Exercise: The listing below begins with the first line you should copy; stop after the line containing "FaDatabase, FaLock, FaPlusCircle", and drop every picture.

── Data segment

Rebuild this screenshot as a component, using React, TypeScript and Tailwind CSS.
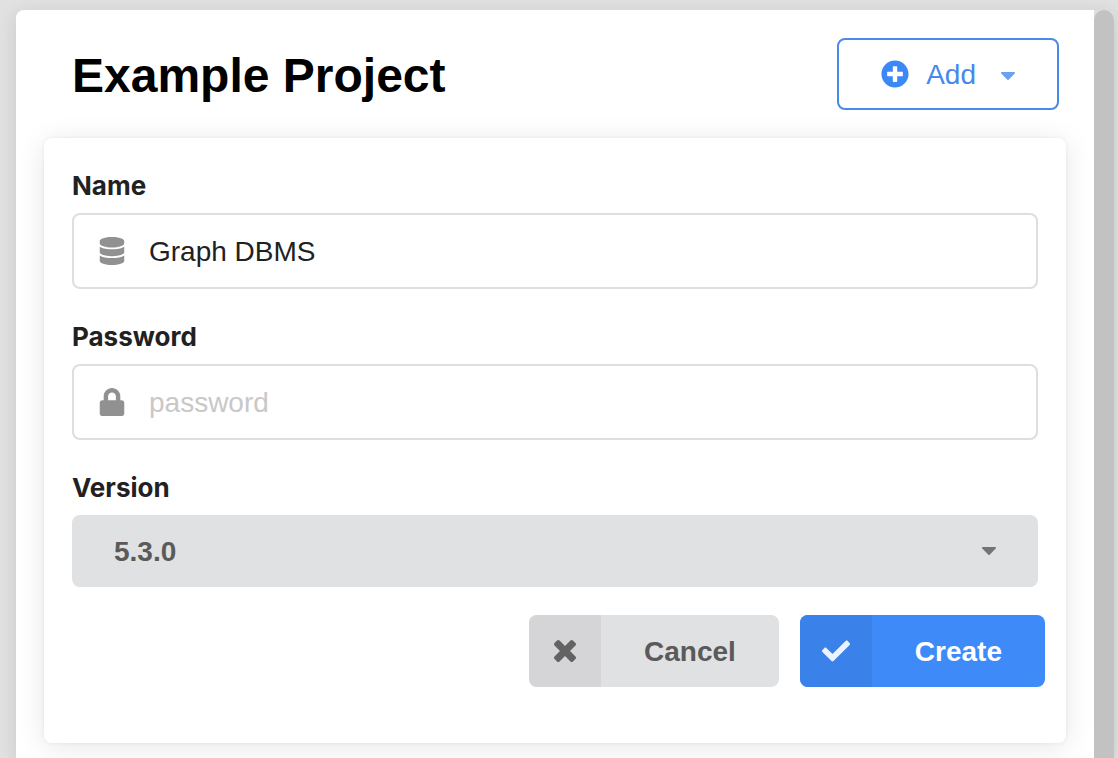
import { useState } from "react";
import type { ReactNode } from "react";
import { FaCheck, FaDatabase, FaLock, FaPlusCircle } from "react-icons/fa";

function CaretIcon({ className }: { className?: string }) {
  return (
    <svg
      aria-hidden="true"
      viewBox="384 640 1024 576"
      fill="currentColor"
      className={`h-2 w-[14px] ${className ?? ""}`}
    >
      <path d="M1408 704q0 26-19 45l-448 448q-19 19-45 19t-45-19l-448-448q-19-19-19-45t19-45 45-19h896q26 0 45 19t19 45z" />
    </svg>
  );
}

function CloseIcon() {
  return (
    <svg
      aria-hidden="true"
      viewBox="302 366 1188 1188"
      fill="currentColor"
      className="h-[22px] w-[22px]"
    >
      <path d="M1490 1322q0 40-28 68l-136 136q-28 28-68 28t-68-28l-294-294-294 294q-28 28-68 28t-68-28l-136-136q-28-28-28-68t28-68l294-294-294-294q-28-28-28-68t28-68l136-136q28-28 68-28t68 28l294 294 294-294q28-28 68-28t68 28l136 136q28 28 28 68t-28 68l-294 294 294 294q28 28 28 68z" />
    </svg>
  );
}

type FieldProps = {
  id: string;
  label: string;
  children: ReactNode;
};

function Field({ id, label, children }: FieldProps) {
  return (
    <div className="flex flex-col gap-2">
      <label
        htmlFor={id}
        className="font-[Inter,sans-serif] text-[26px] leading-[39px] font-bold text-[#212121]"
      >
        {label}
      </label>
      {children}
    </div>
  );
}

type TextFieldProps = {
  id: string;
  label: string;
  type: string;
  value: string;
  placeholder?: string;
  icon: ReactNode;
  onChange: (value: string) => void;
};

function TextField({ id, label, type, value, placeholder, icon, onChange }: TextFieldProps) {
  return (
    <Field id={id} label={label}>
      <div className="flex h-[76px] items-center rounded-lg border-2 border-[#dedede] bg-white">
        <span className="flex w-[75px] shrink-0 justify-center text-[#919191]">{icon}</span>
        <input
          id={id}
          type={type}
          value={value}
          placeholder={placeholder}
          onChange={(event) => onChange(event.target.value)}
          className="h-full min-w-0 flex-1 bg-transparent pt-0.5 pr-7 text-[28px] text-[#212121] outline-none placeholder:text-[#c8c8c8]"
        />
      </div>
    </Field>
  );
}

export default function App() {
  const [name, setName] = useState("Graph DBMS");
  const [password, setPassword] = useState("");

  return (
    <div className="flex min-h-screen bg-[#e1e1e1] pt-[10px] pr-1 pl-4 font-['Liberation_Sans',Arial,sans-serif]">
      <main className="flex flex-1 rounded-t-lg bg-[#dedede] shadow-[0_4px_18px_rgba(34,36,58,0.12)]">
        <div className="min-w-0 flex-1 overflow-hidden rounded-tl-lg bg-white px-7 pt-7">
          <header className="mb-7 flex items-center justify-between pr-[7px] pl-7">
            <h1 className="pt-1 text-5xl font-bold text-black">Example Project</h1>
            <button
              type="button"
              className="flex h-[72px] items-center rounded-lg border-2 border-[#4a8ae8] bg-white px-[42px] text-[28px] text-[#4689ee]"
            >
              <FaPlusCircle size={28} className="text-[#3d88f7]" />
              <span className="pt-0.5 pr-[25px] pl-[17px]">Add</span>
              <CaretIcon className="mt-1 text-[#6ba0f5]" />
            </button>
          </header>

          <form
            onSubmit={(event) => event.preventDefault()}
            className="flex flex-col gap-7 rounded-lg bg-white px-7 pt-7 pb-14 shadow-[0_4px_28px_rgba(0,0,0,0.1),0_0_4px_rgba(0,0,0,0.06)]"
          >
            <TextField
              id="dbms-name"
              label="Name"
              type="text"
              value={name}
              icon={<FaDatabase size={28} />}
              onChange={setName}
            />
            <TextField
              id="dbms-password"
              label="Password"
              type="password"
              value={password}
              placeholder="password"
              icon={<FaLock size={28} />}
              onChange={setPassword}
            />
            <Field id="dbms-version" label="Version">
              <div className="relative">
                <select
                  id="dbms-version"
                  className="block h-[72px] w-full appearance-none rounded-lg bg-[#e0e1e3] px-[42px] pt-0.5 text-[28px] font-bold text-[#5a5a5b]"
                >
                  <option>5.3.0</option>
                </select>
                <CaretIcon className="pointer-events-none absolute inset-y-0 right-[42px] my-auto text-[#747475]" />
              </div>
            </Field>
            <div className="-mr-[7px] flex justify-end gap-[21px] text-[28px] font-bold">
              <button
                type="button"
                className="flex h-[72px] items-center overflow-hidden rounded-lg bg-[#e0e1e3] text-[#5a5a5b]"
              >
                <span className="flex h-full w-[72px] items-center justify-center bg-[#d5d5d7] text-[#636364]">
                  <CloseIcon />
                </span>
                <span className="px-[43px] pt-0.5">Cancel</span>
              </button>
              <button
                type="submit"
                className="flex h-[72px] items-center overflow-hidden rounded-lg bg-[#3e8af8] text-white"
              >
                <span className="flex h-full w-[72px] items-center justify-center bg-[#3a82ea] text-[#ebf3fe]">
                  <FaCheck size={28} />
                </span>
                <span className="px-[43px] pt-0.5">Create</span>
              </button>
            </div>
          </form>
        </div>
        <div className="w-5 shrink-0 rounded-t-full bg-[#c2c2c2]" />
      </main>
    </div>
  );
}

────

Answer for this exercise:
Rebuild this screenshot as a component, using React, TypeScript and Tailwind CSS.
import { useState } from "react";
import type { ReactNode } from "react";
import { FaCheck, FaDatabase, FaLock, FaPlusCircle } from "react-icons/fa";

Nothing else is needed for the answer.